Animal House per se was not the impetus. It came out in my second year living in a fraternity house and fraternities had already begun a resurgence before that. There was a general pendulum swing to more conservative politics and social mores. This was after a long period of liberalism, with college students protesting the Vietnam war and other establishment norms. But then Reagan was elected president, three-piece suits were back in fashion, and the New Conservatism arrived. Fraternities were part of that wave.

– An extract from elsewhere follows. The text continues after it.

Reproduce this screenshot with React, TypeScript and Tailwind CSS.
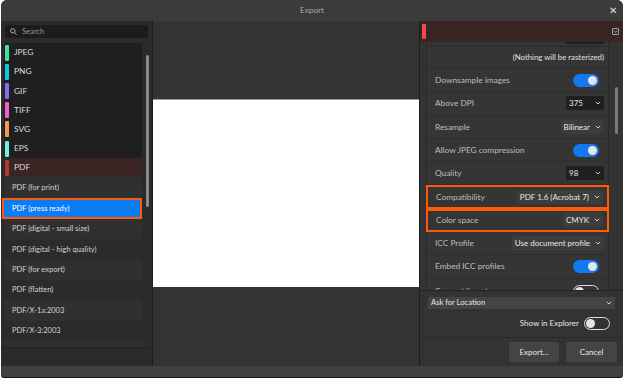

The timeline may not be straightforward but the movie was visibly influential to me. I was nine years old when Animal House was released. By the time I got to college, a huge proportion of the cultural knowledge of what college was about—toga parties, binge drinking, panty raids—were directly learned from the movie. And the most extreme practices along those line La happened at fraternities. Yeah, sure, not all fraternities, but that culture was in a broad sense nurtured and encourage by general fraternity culture. There’s a reason why the shared residence that always featured sloppy drunk cat callers camped out front was a fraternity house and not just some non-fraternity-related shared housing situation.

Around the time I graduated from college (1994), some places started to organize LGBTQ+ frats and sororities, and as one could imagine, the first such fraternity I heard of dubbed itself Phi Alpha Gamma, pronounced, of course, “fag.”

The hotel I worked at banned fraternity events after too many no-call/no-shows, or destruction if they did. The one thing I remember about sorority events was that they were the ONLY group that would keep coming back for more until the food was all gone. Eating disorders, anybody?